Para el que quiera ahorrarse tiempo, voy a resumir la tesis en la que abundaré: estoy totalmente a favor de que se respete a las personas homosexuales, faltaría más, pero estoy en contra de que se exalte la homosexualidad de manera hiperbólica, dentro de una campaña política de la izquierda que la presenta como si fuese un plus que debe llevarnos a engalanar fachadas de edificios oficiales con banderas de la causa y a fomentarla política, cultural y mediáticamente hasta el empacho.
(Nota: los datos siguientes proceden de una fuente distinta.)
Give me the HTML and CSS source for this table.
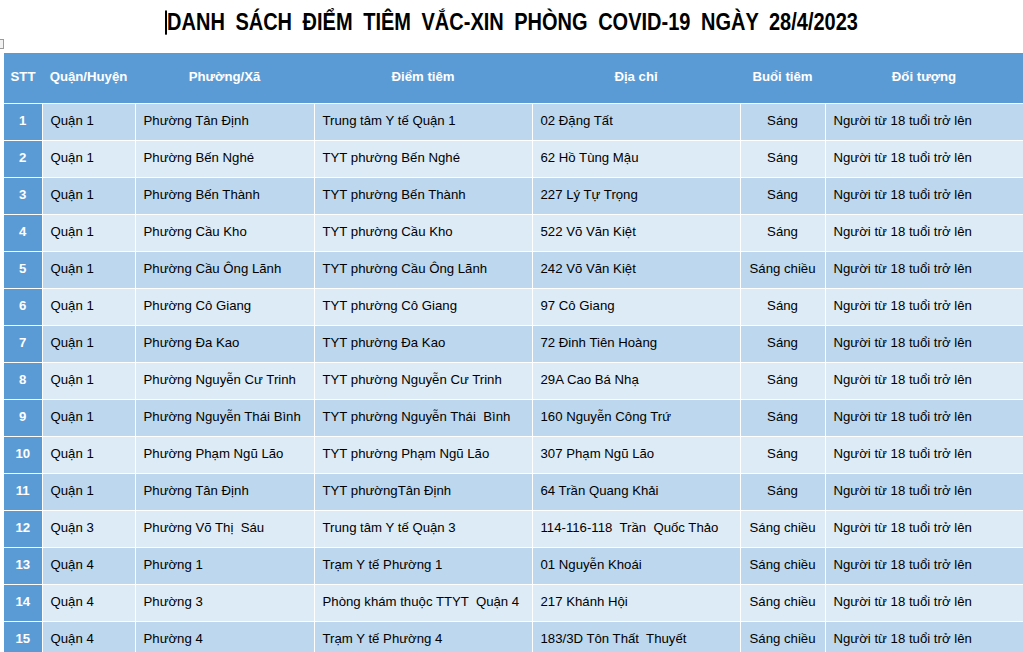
FILE: index.html
```html
<!DOCTYPE html>
<html lang="vi">
<head>
<meta charset="utf-8">
<title>Danh sách điểm tiêm</title>
<link rel="stylesheet" href="styles.css">
</head>
<body>
<div class="handle"></div>
<h1 class="title"><span class="caret"></span>DANH SÁCH ĐIỂM TIÊM VẮC-XIN PHÒNG COVID-19 NGÀY 28/4/2023</h1>
<table class="grid">
  <colgroup>
    <col class="c-stt"><col class="c-quan"><col class="c-phuong"><col class="c-diem"><col class="c-dc"><col class="c-buoi"><col class="c-dt">
  </colgroup>
  <thead>
    <tr><th>STT</th><th>Quận/Huyện</th><th>Phường/Xã</th><th>Điểm tiêm</th><th>Địa chỉ</th><th>Buổi tiêm</th><th>Đối tượng</th></tr>
  </thead>
  <tbody>
    <tr><td class="stt">1</td><td>Quận 1</td><td>Phường Tân Định</td><td>Trung tâm Y tế Quận 1</td><td>02 Đặng Tất</td><td class="mid">Sáng</td><td>Người từ 18 tuổi trở lên</td></tr>
    <tr><td class="stt">2</td><td>Quận 1</td><td>Phường Bến Nghé</td><td>TYT phường Bến Nghé</td><td>62 Hồ Tùng Mậu</td><td class="mid">Sáng</td><td>Người từ 18 tuổi trở lên</td></tr>
    <tr><td class="stt">3</td><td>Quận 1</td><td>Phường Bến Thành</td><td>TYT phường Bến Thành</td><td>227 Lý Tự Trọng</td><td class="mid">Sáng</td><td>Người từ 18 tuổi trở lên</td></tr>
    <tr><td class="stt">4</td><td>Quận 1</td><td>Phường Cầu Kho</td><td>TYT phường Cầu Kho</td><td>522 Võ Văn Kiệt</td><td class="mid">Sáng</td><td>Người từ 18 tuổi trở lên</td></tr>
    <tr><td class="stt">5</td><td>Quận 1</td><td>Phường Cầu Ông Lãnh</td><td>TYT phường Cầu Ông Lãnh</td><td>242 Võ Văn Kiệt</td><td class="mid">Sáng chiều</td><td>Người từ 18 tuổi trở lên</td></tr>
    <tr><td class="stt">6</td><td>Quận 1</td><td>Phường Cô Giang</td><td>TYT phường Cô Giang</td><td>97 Cô Giang</td><td class="mid">Sáng</td><td>Người từ 18 tuổi trở lên</td></tr>
    <tr><td class="stt">7</td><td>Quận 1</td><td>Phường Đa Kao</td><td>TYT phường Đa Kao</td><td>72 Đinh Tiên Hoàng</td><td class="mid">Sáng</td><td>Người từ 18 tuổi trở lên</td></tr>
    <tr><td class="stt">8</td><td>Quận 1</td><td>Phường Nguyễn Cư Trinh</td><td>TYT phường Nguyễn Cư Trinh</td><td>29A Cao Bá Nhạ</td><td class="mid">Sáng</td><td>Người từ 18 tuổi trở lên</td></tr>
    <tr><td class="stt">9</td><td>Quận 1</td><td>Phường Nguyễn Thái Bình</td><td>TYT phường Nguyễn Thái  Bình</td><td>160 Nguyễn Công Trứ</td><td class="mid">Sáng</td><td>Người từ 18 tuổi trở lên</td></tr>
    <tr><td class="stt">10</td><td>Quận 1</td><td>Phường Phạm Ngũ Lão</td><td>TYT phường Phạm Ngũ Lão</td><td>307 Phạm Ngũ Lão</td><td class="mid">Sáng</td><td>Người từ 18 tuổi trở lên</td></tr>
    <tr><td class="stt">11</td><td>Quận 1</td><td>Phường Tân Định</td><td>TYT phườngTân Định</td><td>64 Trần Quang Khải</td><td class="mid">Sáng</td><td>Người từ 18 tuổi trở lên</td></tr>
    <tr><td class="stt">12</td><td>Quận 3</td><td>Phường Võ Thị  Sáu</td><td>Trung tâm Y tế Quận 3</td><td>114-116-118  Trần  Quốc Thảo</td><td class="mid">Sáng chiều</td><td>Người từ 18 tuổi trở lên</td></tr>
    <tr><td class="stt">13</td><td>Quận 4</td><td>Phường 1</td><td>Trạm Y tế Phường 1</td><td>01 Nguyễn Khoái</td><td class="mid">Sáng chiều</td><td>Người từ 18 tuổi trở lên</td></tr>
    <tr><td class="stt">14</td><td>Quận 4</td><td>Phường 3</td><td>Phòng khám thuộc TTYT  Quận 4</td><td>217 Khánh Hội</td><td class="mid">Sáng chiều</td><td>Người từ 18 tuổi trở lên</td></tr>
    <tr><td class="stt">15</td><td>Quận 4</td><td>Phường 4</td><td>Trạm Y tế Phường 4</td><td>183/3D Tôn Thất  Thuyết</td><td class="mid">Sáng chiều</td><td>Người từ 18 tuổi trở lên</td></tr>
  </tbody>
</table>
</body>
</html>
```

FILE: styles.css
```css
html, body {
  margin: 0;
  padding: 0;
  background: #ffffff;
  overflow: hidden;
}
body {
  position: relative;
  width: 1023px;
  height: 652px;
  font-family: "Liberation Sans", Arial, sans-serif;
  color: #000;
}
.handle {
  position: absolute;
  left: -4px;
  top: 39px;
  width: 6px;
  height: 8px;
  border: 1px solid #9a9a9a;
  background: #f2f2f2;
}
.title {
  margin: 0;
  height: 53px;
  box-sizing: border-box;
  padding-top: 9px;
  text-align: center;
  font-size: 20px;
  font-weight: bold;
  line-height: 26px;
  word-spacing: 5px;
  white-space: pre;
  transform: scaleY(1.15);
  transform-origin: 50% 22px;
}
.caret {
  display: inline-block;
  width: 2px;
  height: 21px;
  background: #000;
  vertical-align: -4px;
}
.grid {
  margin-left: 4px;
  width: 1019px;
  table-layout: fixed;
  border-collapse: collapse;
  font-size: 13.2px;
}
.c-stt { width: 38px; }
.c-quan { width: 93px; }
.c-phuong { width: 179px; }
.c-diem { width: 218px; }
.c-dc { width: 208px; }
.c-buoi { width: 85px; }
.c-dt { width: 198px; }
.grid th {
  background: #5b9bd5;
  color: #fff;
  font-weight: bold;
  height: 50px;
  padding: 0 0 3px 0;
  box-sizing: border-box;
  text-align: center;
  border: none;
  border-bottom: 1px solid #fff;
  white-space: nowrap;
}
.grid td {
  height: 37px;
  box-sizing: border-box;
  padding: 0 0 3px 8px;
  border: 1px solid #fff;
  white-space: pre;
  overflow: hidden;
}
.grid tbody tr:nth-child(odd) td { background: #bdd7ee; }
.grid tbody tr:nth-child(even) td { background: #ddebf7; }
.grid tbody tr td.stt {
  background: #5b9bd5;
  color: #fff;
  font-weight: bold;
  text-align: center;
  padding: 0 0 3px 0;
  border-left: none;
}
.grid tbody tr td.mid {
  text-align: center;
  padding: 0 0 3px 0;
}
.grid td:last-child { border-right: none; }
```
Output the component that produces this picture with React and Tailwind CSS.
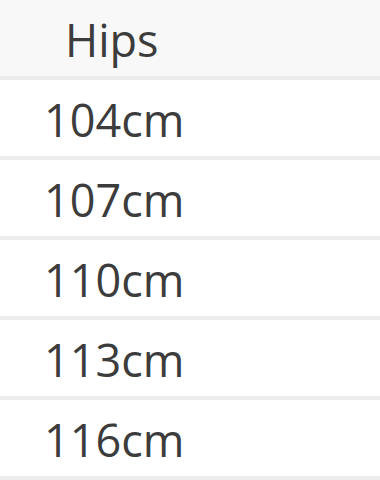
import React from 'react';

const rows = ['104cm', '107cm', '110cm', '113cm', '116cm'];

export default function App() {
  return (
    <div
      className="w-[380px] h-[480px] overflow-hidden bg-white text-[#3c3c3c]"
      style={{ fontFamily: '"Open Sans", "Noto Sans", sans-serif' }}
    >
      <div className="h-[80px] flex items-center pl-[65px] pt-[2px] bg-[#f8f8f8] border-b-4 border-[#ececec] text-[45px] leading-none">
        Hips
      </div>
      {rows.map((r) => (
        <div
          key={r}
          className="h-[80px] flex items-center pl-[44px] pt-[2px] border-b-4 border-[#ececec] text-[45px] leading-none"
        >
          {r}
        </div>
      ))}
    </div>
  );
}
Este sábado me frotaba los ojos al descubrir en el telediario de la televisión pública que la folklórica Lola Flores resulta que ahora es «un ícono gay».
Como ocurre tantas veces, ha operado la ley del péndulo. Hemos pasado de marginar y señalar a los homosexuales, que era algo inaceptable, a la orgullitis de las carrozas, las «carreras de tacones» y el empalago arcoíris por doquier (no se entiende bien, por ejemplo, qué se les pierde en estos temas de preferencias sexuales a empresas dedicadas a vender viajes en avión, o wifi, o mensajería, que se aprestan a lanzar campañas de promoción gay para no ser acusados del gran delito en la orwelliana sociedad sanchista: parecer poco «progresista»).
Estudié desde renacuajo hasta el final del bachillerato con los mismos compañeros de colegio. Cuando todavía vestíamos de pantalón corto ya sabíamos todos perfectamente que en clase había algún compañero de pulsión homosexual. Por lo tanto, desde bien pequeño me di cuenta de que esa era la naturaleza de algunas personas, sin más. También vi cómo a veces se les machacaba por ello (los niños, que son la bendición del mundo en su inocencia, también pueden ser muy crueles). Con todo ello quiero decir que siempre me han molestado las faltas de respeto hacia los homosexuales, y por eso celebro los grandes pasos que se han dado para dejarlas atrás. El papa Francisco ha señalado que deben ser «recibidos y respetados». «Somos todos hijos de Dios y Dios nos quiere como estamos y con la fuerza que luchamos cada uno por nuestra dignidad», ha recordado. Pero idéntica serenidad, la Iglesia ha explicado que no puede aprobar uniones entre parejas homosexuales, porque es algo que no se corresponde con el orden de Dios en la creación, que fue la unión de un hombre y una mujer para formar una familia. No es muy complicado. La Iglesia quiere y acepta a todos, pero tiene sus principios, que no puede mudar, pues dejaría de ser lo que es y perdería su sentido (y ahí está el ejemplo del derrumbe que ha sufrido la Iglesia Anglicana al plegarse a los mantras “progresistas» y el relativismo).
Tengo amigos homosexuales a los que le molestan las olimpiadas gays de Chueca, por su chabacanería e histrionismo. Tampoco les agrada que se convierta en un acontecimiento su condición sexual, que viven con naturalidad y sin alharacas. Me parece que aciertan. Me pasma que a estas alturas del siglo XXI siga habiendo egos que escriben libros, o ruedan películas, para contar su «salida del armario», como si supusiese una proeza épica jamás vista (con lo que en realidad están convirtiendo ellos mismos en extraño lo que quieren defender como normal).
También creo –y aquí ya me van a caer pedradas– que el mejor entorno para que un niño sea feliz y se forme satisfactoriamente es que viva en una casa con un padre y una madre, a ser posible de vidas ordenadas. Y no solo lo digo yo. Las estadísticas sostienen que los hijos criados en el modelo clásico –hombre y mujer casados– obtienen mejores resultados académicos, de salud y de equilibro emocional. Por supuesto, en la familia tradicional también ocurren a veces situaciones espantosas, y también es verdad que hay niños adoptados por parejas gays perfectamente felices. Pero la pauta general, guste o no, indica lo que indica. Recomiendo también leer al respecto algún libro del elocuente psiquiatra inglés que firma como Theodore Dalrymple. «El auténtico propósito de quienes propugnan la diversidad cultural es imponer la uniformidad cultural», apunta en una de sus páginas este agudo observador social.
Si se quiere estar «en el lado correcto de la historia» –como dicen Obama y la izquierda más pedante– toca anudarse la pulsera de colores y sumarse sin pensar a la masa. Por ello lo que aquí he contado desborda los límites de la corrección política, que entre otras muchas cosas impide también decir que los homosexuales están siendo instrumentalizados por la izquierda, que tras fallar con la economía y huérfana de ideas ha convertido la bandera arcoíris y el cambio climático en nuevas religiones laicas con las que rellena su rampante vacuidad.